Anyone who has experienced discrimination due to gender, sexuality, ableism, poverty, or race, has also possibly had traumatic events occur related to oppression. We have been made to feel like we don’t belong. Similarly, it is now recognized that anyone who has been diagnosed with a life threatening disease and gone through treatment such as surgery or chemotherapy, has also likely experienced trauma. 

Trauma is messy. When a person experiences trauma, they experience it with their whole self. Every aspect of who a person is changes the way they experience a traumatic diagnosis or event. The experience can be made better or worse depending on a person’s race, gender, level of disability, class, and many other factors. When a person comes from a group that isn’t the mainstream and they are diagnosed with a serious illness, they may experience something called intersectionality. 

Intersectionality occurs as two or more layers of adverse, fundamental experiences. Being non-white, LGBTQIA+, and  diagnosed with a life altering disease are examples of three layers of intersectionality. 

Imagine having a diagnosis of cancer. Now, imagine you are also a transgender man. When your health care team uses incorrect names or pronouns despite correction, it is clear either they are not listening or they do not respect their patient. It can be traumatic to be unseen both physically and emotionally by your health care team.

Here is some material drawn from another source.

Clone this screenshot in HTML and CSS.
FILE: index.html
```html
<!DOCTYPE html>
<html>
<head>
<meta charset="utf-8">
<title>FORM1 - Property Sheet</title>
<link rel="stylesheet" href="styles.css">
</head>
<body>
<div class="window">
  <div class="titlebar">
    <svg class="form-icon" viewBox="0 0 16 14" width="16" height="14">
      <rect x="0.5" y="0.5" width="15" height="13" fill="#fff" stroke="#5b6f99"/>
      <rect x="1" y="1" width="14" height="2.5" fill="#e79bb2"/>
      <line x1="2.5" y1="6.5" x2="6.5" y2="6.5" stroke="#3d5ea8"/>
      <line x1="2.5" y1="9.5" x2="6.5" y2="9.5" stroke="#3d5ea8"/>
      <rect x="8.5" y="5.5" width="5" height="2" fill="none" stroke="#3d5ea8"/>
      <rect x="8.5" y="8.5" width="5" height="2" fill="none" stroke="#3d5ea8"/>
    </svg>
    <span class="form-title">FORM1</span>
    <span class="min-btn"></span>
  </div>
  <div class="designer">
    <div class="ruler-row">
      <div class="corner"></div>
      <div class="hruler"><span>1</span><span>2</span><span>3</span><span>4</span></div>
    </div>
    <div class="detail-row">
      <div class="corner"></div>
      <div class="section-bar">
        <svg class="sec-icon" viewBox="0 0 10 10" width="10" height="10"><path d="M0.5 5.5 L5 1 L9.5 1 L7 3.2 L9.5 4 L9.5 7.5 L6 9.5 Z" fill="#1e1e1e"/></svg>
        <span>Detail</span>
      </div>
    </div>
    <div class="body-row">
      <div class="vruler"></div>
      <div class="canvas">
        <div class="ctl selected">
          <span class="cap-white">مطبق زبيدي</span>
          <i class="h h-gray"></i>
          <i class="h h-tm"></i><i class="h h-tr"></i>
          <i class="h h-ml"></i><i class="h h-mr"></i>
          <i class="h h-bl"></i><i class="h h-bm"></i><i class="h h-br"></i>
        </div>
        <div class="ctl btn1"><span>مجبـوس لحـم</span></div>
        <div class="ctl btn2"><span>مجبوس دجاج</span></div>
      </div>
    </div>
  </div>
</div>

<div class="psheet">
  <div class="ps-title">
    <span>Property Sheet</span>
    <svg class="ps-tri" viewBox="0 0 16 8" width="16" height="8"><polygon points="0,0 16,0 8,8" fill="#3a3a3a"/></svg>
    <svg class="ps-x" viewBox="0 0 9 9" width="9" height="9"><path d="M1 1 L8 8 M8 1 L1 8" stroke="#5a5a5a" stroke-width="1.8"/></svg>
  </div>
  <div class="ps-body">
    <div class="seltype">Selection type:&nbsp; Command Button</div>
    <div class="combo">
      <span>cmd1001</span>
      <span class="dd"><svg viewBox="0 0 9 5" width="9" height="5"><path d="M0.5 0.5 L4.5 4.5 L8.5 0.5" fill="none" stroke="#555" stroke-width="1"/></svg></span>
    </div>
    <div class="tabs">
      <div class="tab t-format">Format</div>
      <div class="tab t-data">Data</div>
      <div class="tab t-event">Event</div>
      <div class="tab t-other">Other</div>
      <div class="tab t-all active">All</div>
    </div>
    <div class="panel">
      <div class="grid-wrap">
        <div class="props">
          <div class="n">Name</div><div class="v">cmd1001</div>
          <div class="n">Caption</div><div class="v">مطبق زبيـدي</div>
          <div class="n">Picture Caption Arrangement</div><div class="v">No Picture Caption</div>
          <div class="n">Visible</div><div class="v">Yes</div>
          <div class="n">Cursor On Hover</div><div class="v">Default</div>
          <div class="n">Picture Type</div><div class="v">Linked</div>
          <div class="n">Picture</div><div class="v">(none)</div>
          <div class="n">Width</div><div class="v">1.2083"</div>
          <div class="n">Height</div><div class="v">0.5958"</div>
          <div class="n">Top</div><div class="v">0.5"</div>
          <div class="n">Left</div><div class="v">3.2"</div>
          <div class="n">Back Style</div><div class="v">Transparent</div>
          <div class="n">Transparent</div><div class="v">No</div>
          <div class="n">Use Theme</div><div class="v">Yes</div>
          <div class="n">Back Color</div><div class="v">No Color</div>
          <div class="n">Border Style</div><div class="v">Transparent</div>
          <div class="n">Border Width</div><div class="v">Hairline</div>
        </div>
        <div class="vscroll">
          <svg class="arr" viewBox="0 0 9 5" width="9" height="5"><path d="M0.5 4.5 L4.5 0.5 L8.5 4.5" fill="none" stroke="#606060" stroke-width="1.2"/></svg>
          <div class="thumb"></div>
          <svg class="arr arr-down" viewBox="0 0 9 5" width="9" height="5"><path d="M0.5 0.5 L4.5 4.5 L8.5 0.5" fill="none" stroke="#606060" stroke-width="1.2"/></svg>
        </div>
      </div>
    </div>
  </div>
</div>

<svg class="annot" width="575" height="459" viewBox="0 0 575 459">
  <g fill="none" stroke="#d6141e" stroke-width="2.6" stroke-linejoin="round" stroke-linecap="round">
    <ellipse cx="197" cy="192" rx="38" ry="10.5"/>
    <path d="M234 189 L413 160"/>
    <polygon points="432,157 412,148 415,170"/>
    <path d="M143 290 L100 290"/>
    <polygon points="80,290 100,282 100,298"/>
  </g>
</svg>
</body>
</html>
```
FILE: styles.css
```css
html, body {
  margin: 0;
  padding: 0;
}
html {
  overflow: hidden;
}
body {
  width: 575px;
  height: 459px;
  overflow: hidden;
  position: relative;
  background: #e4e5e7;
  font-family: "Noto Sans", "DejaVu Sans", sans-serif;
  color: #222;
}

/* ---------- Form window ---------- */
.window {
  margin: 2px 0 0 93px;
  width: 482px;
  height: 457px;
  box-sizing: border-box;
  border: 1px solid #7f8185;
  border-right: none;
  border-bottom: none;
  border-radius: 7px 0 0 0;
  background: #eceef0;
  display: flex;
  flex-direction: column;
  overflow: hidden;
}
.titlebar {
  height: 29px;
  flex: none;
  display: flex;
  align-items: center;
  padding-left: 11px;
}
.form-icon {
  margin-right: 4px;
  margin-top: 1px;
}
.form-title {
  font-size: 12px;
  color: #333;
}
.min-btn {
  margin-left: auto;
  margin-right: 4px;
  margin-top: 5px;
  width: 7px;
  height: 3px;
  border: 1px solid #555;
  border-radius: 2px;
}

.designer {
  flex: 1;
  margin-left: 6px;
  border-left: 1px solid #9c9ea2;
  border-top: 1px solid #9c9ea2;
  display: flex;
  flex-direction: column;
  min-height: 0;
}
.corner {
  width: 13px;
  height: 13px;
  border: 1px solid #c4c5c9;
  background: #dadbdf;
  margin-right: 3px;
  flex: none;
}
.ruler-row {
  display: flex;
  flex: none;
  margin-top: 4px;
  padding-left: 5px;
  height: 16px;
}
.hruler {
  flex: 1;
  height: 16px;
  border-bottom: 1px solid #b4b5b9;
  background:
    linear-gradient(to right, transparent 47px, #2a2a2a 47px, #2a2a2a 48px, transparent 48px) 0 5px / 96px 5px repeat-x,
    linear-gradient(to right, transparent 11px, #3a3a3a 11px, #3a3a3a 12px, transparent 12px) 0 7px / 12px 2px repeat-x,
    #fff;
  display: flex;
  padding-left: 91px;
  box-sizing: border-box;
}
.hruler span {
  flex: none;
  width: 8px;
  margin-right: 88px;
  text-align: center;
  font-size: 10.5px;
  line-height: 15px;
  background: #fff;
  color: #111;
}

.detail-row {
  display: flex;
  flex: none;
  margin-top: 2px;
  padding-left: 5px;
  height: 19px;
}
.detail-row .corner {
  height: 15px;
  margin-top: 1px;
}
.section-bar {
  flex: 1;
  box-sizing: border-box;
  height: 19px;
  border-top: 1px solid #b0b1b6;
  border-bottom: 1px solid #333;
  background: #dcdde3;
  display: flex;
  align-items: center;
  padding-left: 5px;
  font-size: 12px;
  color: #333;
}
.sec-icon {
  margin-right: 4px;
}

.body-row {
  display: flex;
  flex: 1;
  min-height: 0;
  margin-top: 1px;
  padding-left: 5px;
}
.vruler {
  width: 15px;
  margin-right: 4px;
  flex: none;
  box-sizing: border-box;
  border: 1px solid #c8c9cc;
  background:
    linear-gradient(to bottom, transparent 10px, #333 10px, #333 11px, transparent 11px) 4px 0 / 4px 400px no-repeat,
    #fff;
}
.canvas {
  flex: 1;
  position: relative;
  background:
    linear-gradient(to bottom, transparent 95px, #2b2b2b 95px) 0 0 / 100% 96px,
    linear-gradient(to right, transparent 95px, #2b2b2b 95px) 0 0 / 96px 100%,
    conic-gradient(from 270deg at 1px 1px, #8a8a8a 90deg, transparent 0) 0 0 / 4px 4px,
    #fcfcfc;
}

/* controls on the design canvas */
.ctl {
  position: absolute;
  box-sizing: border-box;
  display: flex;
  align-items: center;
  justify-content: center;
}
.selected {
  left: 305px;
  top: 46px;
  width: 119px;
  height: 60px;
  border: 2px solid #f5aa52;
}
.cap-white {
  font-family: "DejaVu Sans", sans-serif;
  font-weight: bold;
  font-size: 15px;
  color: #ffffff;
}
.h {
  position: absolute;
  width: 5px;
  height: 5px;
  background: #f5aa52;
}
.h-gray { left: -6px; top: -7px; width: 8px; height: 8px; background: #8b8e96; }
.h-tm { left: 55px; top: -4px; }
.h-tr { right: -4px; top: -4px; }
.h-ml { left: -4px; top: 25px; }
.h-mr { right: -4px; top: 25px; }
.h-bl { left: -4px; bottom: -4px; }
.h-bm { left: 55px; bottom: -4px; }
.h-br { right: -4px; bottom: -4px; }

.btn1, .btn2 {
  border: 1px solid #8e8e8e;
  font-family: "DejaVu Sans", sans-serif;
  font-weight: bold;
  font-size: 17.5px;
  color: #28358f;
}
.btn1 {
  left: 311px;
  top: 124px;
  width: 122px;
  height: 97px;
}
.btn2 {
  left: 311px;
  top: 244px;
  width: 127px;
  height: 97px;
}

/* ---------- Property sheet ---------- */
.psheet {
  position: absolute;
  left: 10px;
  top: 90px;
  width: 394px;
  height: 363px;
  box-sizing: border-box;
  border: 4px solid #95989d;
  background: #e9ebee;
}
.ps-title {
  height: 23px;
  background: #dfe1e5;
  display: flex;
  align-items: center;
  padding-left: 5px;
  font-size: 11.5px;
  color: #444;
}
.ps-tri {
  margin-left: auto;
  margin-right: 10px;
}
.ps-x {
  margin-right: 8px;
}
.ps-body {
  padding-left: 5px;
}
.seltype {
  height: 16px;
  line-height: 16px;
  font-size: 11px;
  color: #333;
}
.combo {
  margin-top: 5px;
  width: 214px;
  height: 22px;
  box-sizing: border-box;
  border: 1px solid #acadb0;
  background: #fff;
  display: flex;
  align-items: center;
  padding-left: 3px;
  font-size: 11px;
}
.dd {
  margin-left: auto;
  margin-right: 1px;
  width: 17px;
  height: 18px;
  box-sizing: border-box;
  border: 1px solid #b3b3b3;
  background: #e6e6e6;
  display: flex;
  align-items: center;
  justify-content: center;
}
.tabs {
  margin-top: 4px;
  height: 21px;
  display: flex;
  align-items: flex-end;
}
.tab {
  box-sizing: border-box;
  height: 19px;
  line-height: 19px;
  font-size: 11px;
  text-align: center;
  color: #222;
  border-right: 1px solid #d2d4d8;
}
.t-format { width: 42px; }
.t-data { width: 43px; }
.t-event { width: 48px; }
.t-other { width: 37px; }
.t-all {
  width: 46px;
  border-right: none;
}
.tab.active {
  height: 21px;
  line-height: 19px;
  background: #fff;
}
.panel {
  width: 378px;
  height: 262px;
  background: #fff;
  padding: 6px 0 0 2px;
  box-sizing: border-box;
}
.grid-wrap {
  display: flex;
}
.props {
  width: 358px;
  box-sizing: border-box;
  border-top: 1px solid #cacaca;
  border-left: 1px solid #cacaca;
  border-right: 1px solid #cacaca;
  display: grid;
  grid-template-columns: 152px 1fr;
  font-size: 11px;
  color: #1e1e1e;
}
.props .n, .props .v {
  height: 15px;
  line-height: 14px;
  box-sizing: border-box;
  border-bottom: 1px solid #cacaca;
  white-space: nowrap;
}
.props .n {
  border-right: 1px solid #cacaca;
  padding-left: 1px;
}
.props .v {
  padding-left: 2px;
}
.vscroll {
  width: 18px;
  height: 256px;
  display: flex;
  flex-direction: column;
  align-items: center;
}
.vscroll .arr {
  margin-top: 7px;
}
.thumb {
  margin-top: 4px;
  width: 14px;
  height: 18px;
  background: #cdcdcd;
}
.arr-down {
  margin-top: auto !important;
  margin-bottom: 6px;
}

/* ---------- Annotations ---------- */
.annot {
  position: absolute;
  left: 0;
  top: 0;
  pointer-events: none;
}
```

If this situation resounds with you, know that you are not alone. We can set boundaries with our health care team even during treatment. 

Intersectionality can compound layers of trauma - it often becomes bigger, messier, and harder to cope. For some, it can be impossible to avoid compounding layers of intersectional trauma. However, it is possible to acknowledge your unique experiences, and begin the healing process.  

A key part of treating trauma is open discussion about how pervasive it is. We can reduce the stigma of carrying the burden silently. It's advantageous for everyone to recognize where we've had adverse experiences, and how that impacts our immediate reactions in the present. We're glad you're here even considering your own trauma.

Trauma from a Patient's Perspective

Our Brain and Body

Our brain's natural process of creating patterns both protects us as well as leads to traumatic reactions. To help understand why, we could also ask the question why don't animals in the wild develop symptoms of trauma or post traumatic stress disorder after daily life threatening events?

The answer lies in the anatomy of our human brain. We have an advanced prefrontal cortex which pulls information from all over the brain into the control tower for us to make decisions based on our senses. The prefrontal cortex is the center of our cognition, language, and conscious thought. Our brains are fascinating - one advantage of an advanced prefrontal cortex is the ability to interrupt our natural instincts. It is unnatural for us to sit still for long amounts of time, but our conscious brain lets us interrupt the instinct to get up. So when we experience fight, flight or freeze - often times we actively suppress our instinctive reaction.

Frontal lobe A large part of this lobe is the prefrontal cortex Behavior, impulse control, and memory Temporal lobe Hearing, feelings, comprehension Brain stem Pain, breathing, temperature  Parietal lobe Language, sensory input, touch Occipital lobe Sight, processing color, form, and motion Cerebellum Coordination, balance, voluntary movement This is relatively well protected from trauma compared to the frontal and temporal lobes and brain stem.

Animals usually lack this sophisticated prefrontal cortex. When they're scared or their life is threatened, they can run and hide. They can fight. They can follow their instincts. After an animal has removed itself from a situation, they tremble and crouch. They feel the traumatic reaction as survival hormones flood their system. They stay in that moment until their body has processed the danger is over. The trembling helps let go of any residual survival energy. But we humans don't always have the luxury to run away, hide, or otherwise. Sometimes the residual survival energy ends up stored in our body as a result of when we interrupt our instinctive responses. 

This is why integrative trauma treatment should address the brain and body. Trauma is body based first because we experience physiological sensations after a traumatic event.